Cango has begun selling part of its bitcoin reserves as it restructures its business and pivots toward artificial intelligence infrastructure. The company disclosed that it sold 4,451 BTC in February 2026, using the proceeds to reduce debt and free up capital for new investments. The move signals a shift away from a bitcoin accumulation strategy toward a more flexible treasury approach as the firm adapts to changing market conditions.
The decision comes as Cango reported full-year 2025 revenue of $688.1 million but posted a net loss of $452.8 million. Despite generating strong revenue from its mining operations, profitability was heavily impacted by rising costs and accounting adjustments. The company said high production expenses, impairment charges on mining equipment, and fair value losses contributed to the significant decline in earnings.
Cango significantly expanded its bitcoin mining operations during 2025, producing approximately 6,594 BTC over the year. Mining-related activities accounted for about $675.5 million of its total revenue. However, the cost of producing bitcoin rose sharply, with the company estimating an all-in production cost of around $97,000 per coin. These elevated costs reduced margins and placed pressure on the company’s financial performance.
The sale of bitcoin marks a strategic shift in how the company manages its digital asset holdings. Instead of continuing to accumulate bitcoin as a long-term reserve asset, Cango is now treating its holdings as a source of liquidity. Company executives said the sale was intended to strengthen the balance sheet by lowering financial leverage while enabling investment in new growth areas.
Cango’s leadership has identified artificial intelligence infrastructure as a key focus for future expansion. Chief Executive Officer Paul Yu said the company is advancing its transformation into an AI infrastructure provider, with plans to develop its EcoHash platform. The platform is designed to deliver computing resources for AI applications, particularly in the area of inference, which involves running trained machine learning models.
Chief Financial Officer Michael Zhang noted that recent losses were largely driven by transformation-related costs rather than ongoing operational issues. He emphasized that the company is actively working to secure capital and optimize its financial structure to support its transition into the AI sector.
The shift from bitcoin mining to AI infrastructure reflects a broader trend within the industry. As mining profitability becomes more challenging due to rising energy costs and increasing network competition, some companies are exploring alternative uses for their computing resources. The growing demand for high-performance computing in artificial intelligence has created new opportunities for firms with large-scale infrastructure.
Cango’s move highlights how digital asset companies are adapting to evolving market dynamics.

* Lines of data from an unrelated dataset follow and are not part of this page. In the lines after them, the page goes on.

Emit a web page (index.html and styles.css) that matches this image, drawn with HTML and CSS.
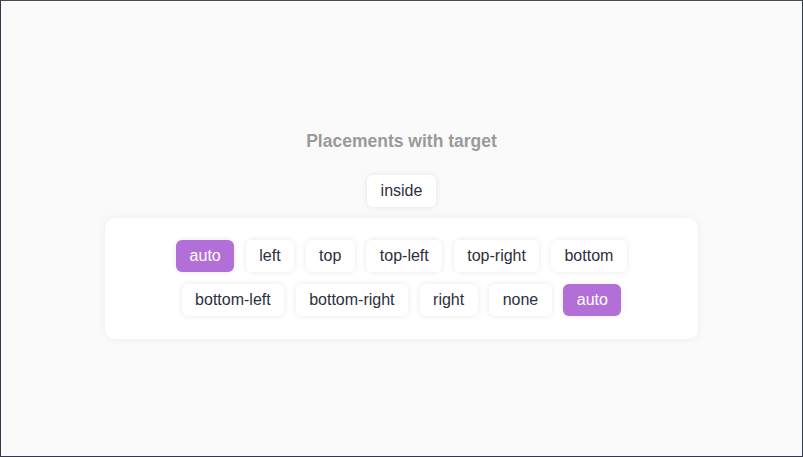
FILE: index.html
```html
<!DOCTYPE html>
<html>
<head>
<meta charset="utf-8">
<link rel="stylesheet" href="styles.css">
</head>
<body>
<div class="frame">
  <div class="content">
    <h3 class="title">Placements with target</h3>
    <div class="target-row">
      <button class="btn">inside</button>
    </div>
    <div class="card">
      <div class="row">
        <button class="btn active">auto</button>
        <button class="btn">left</button>
        <button class="btn">top</button>
        <button class="btn">top-left</button>
        <button class="btn">top-right</button>
        <button class="btn">bottom</button>
      </div>
      <div class="row">
        <button class="btn">bottom-left</button>
        <button class="btn">bottom-right</button>
        <button class="btn">right</button>
        <button class="btn">none</button>
        <button class="btn active">auto</button>
      </div>
    </div>
  </div>
</div>
</body>
</html>
```

FILE: styles.css
```css
html, body {
  margin: 0;
  padding: 0;
  background: #fafafa;
}
.frame {
  box-sizing: border-box;
  width: 803px;
  height: 457px;
  border: 1px solid #34364a;
  border-top-color: #4a4a52;
  background: #fafafa;
  display: flex;
  justify-content: center;
  font-family: "Liberation Sans", Arial, sans-serif;
}
.content {
  display: flex;
  flex-direction: column;
  align-items: center;
  padding-top: 130px;
}
.title {
  margin: 0;
  font-size: 17.5px;
  line-height: 20px;
  font-weight: bold;
  color: #9a9a9a;
}
.target-row {
  margin-top: 24px;
  display: flex;
  justify-content: center;
}
.card {
  margin-top: 11px;
  width: 593px;
  box-sizing: border-box;
  background: #fff;
  border-radius: 10px;
  box-shadow: 0 0 8px rgba(0, 0, 0, 0.06);
  padding: 22px 0 23px;
  display: flex;
  flex-direction: column;
  gap: 11.5px;
}
.row {
  display: flex;
  justify-content: center;
  gap: 11.5px;
}
.btn {
  height: 32px;
  padding: 0 13.5px;
  border: none;
  border-radius: 6px;
  background: #fff;
  color: #2c3040;
  font-family: "Liberation Sans", Arial, sans-serif;
  font-size: 16px;
  box-shadow: 0 0 6px rgba(0, 0, 0, 0.09);
  cursor: pointer;
}
.btn.active {
  background: #b36fd8;
  color: #fff;
}
```
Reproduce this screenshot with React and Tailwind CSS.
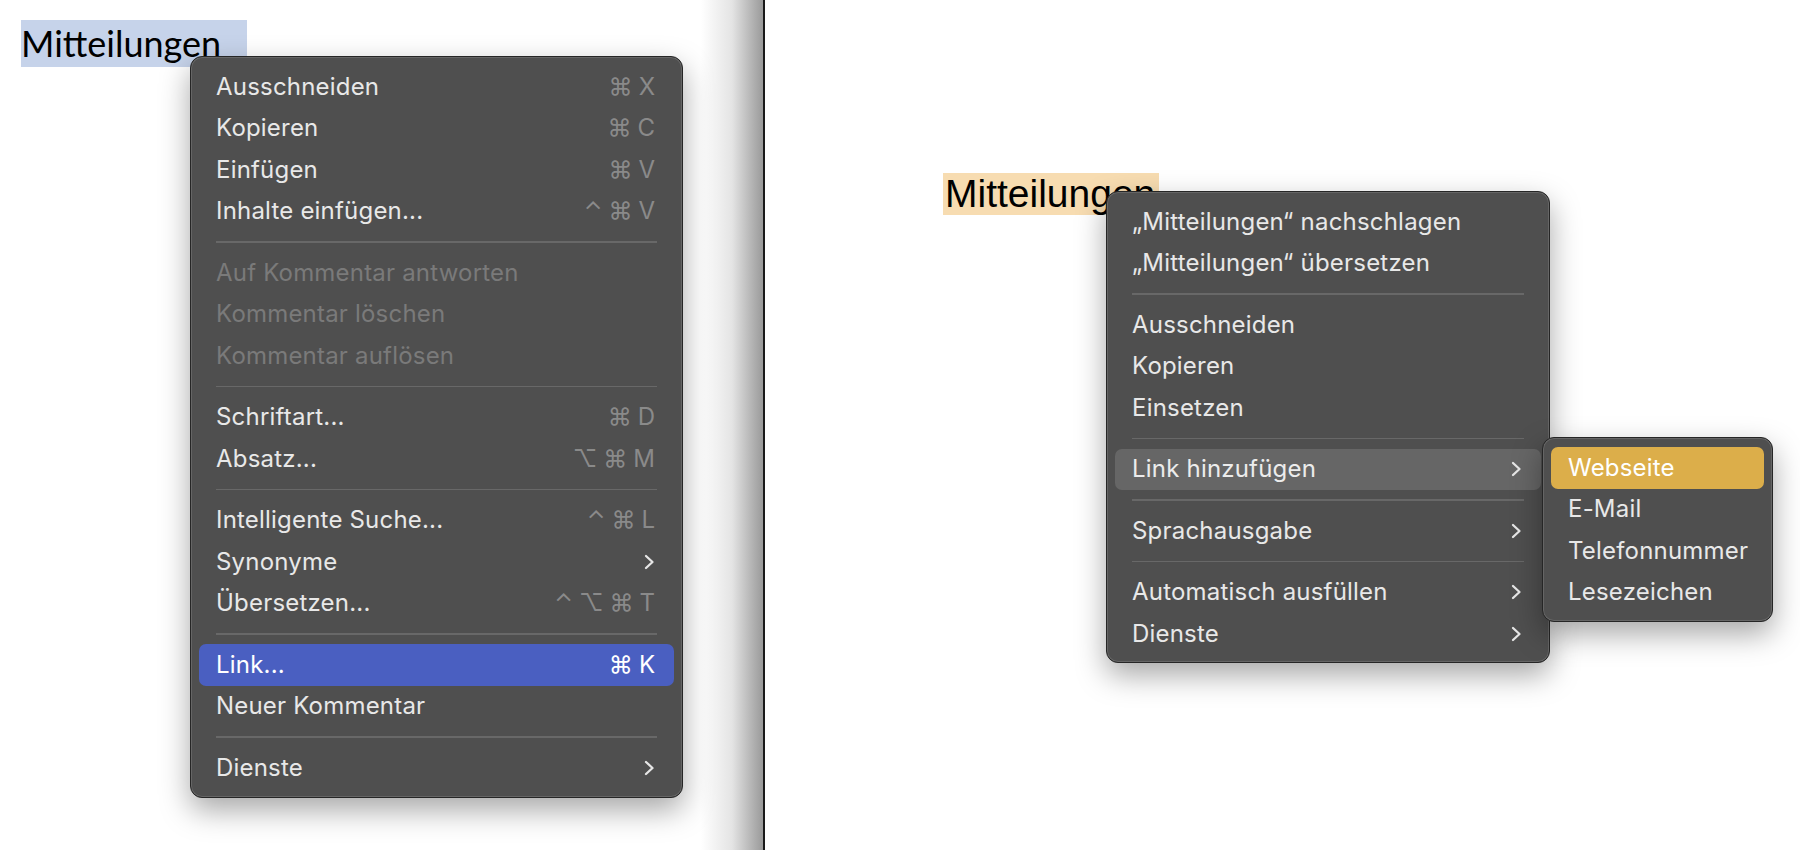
import React from 'react';

const menuFont = { fontFamily: 'Inter, "Liberation Sans", "DejaVu Sans", sans-serif' };

const Chevron = () => (
    <svg width="12" height="16" viewBox="0 0 12 16" className="shrink-0">
        <path d="M3 2 L9.5 8 L3 14" fill="none" stroke="#e6e6e6" strokeWidth="2.3" strokeLinecap="round" strokeLinejoin="round" />
    </svg>
);

const Sep = () => (
    <div className="h-[20px] flex flex-col px-[17px]">
        <div className="h-[9px]" />
        <div className="h-[1.5px] bg-[#686868]" />
    </div>
);

const Item = ({ label, shortcut, sub, disabled, active }) => (
    <div
        className={
            'h-[41.5px] flex items-center justify-between pl-[17px] pr-[19px] rounded-[7px] ' +
            (active === 'blue' ? 'bg-[#4a5fc1] text-white' : active === 'gray' ? 'bg-[#666666] text-[#ececec]' : active === 'gold' ? 'bg-[#dcae4a] text-white' : disabled ? 'text-[#7a7a7a]' : 'text-[#e8e8e8]')
        }
    >
        <span className="whitespace-nowrap tracking-[0.2px]">{label}</span>
        {shortcut && (
            <span className={'whitespace-nowrap flex items-center gap-[6px] ' + (active === 'blue' ? 'text-white' : 'text-[#8a8a8a]')}>
                {shortcut.map((k, i) => (
                    <span key={i}>{k}</span>
                ))}
            </span>
        )}
        {sub && <Chevron />}
    </div>
);

const menuBox = 'absolute bg-[#4f4f4f] border border-[#262626] rounded-[12px] shadow-[0_12px_30px_rgba(0,0,0,0.35),inset_0_0_0_1px_rgba(255,255,255,0.13)] text-[24px] px-[8px]';

export default function App() {
    return (
        <div className="w-[1800px] h-[850px] flex bg-white overflow-hidden relative" style={menuFont}>
            {/* left window */}
            <div className="w-[765px] h-full flex">
                <div className="flex-1 bg-white pt-[20px] pl-[21px]">
                    <span
                        className="inline-block bg-[#c6d3ea] text-black text-[36px] leading-[47px] pr-[26px]"
                        style={{ fontFamily: 'Lato, "Open Sans", sans-serif' }}
                    >
                        Mitteilungen
                    </span>
                </div>
                <div className="w-[62px] h-full bg-gradient-to-r from-white via-[#e4e4e4] to-[#9a9a9a]" />
                <div className="w-[2px] h-full bg-[#1a1a1a]" />
            </div>

            {/* right window */}
            <div className="flex-1 bg-white pt-[173px] pl-[178px]">
                <span
                    className="inline-block bg-[#f7dcb1] text-black text-[39px] leading-[42px] pl-[2px] pr-[4px]"
                    style={{ fontFamily: '"Liberation Sans", Arial, sans-serif' }}
                >
                    Mitteilungen
                </span>
            </div>

            {/* left context menu */}
            <div className={menuBox + ' left-[190px] top-[56px] w-[493px] pt-[9px] pb-[8px]'}>
                <Item label="Ausschneiden" shortcut={['⌘', 'X']} />
                <Item label="Kopieren" shortcut={['⌘', 'C']} />
                <Item label="Einfügen" shortcut={['⌘', 'V']} />
                <Item label="Inhalte einfügen..." shortcut={['⌃', '⌘', 'V']} />
                <Sep />
                <Item label="Auf Kommentar antworten" disabled />
                <Item label="Kommentar löschen" disabled />
                <Item label="Kommentar auflösen" disabled />
                <Sep />
                <Item label="Schriftart..." shortcut={['⌘', 'D']} />
                <Item label="Absatz..." shortcut={['⌥', '⌘', 'M']} />
                <Sep />
                <Item label="Intelligente Suche..." shortcut={['⌃', '⌘', 'L']} />
                <Item label="Synonyme" sub />
                <Item label="Übersetzen..." shortcut={['⌃', '⌥', '⌘', 'T']} />
                <Sep />
                <Item label="Link..." shortcut={['⌘', 'K']} active="blue" />
                <Item label="Neuer Kommentar" />
                <Sep />
                <Item label="Dienste" sub />
            </div>

            {/* right context menu */}
            <div className={menuBox + ' left-[1106px] top-[191px] w-[444px] pt-[9px] pb-[7px]'}>
                <Item label="„Mitteilungen“ nachschlagen" />
                <Item label="„Mitteilungen“ übersetzen" />
                <Sep />
                <Item label="Ausschneiden" />
                <Item label="Kopieren" />
                <Item label="Einsetzen" />
                <Sep />
                <Item label="Link hinzufügen" sub active="gray" />
                <Sep />
                <Item label="Sprachausgabe" sub />
                <Sep />
                <Item label="Automatisch ausfüllen" sub />
                <Item label="Dienste" sub />
            </div>

            {/* submenu */}
            <div className={menuBox + ' left-[1542px] top-[437px] w-[231px] pt-[9px] pb-[8px] rounded-[10px]'}>
                <Item label="Webseite" active="gold" />
                <Item label="E-Mail" />
                <Item label="Telefonnummer" />
                <Item label="Lesezeichen" />
            </div>
        </div>
    );
}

By monetizing its bitcoin holdings and reallocating capital toward AI, the company aims to position itself in a sector that is currently experiencing strong demand and investment growth.
The market reaction has been cautious, with Cango’s shares trading around $0.68 and declining more than 40 percent over the past three months. Investors are now watching closely to see whether the company’s transition into AI infrastructure can improve its financial performance and support long-term growth.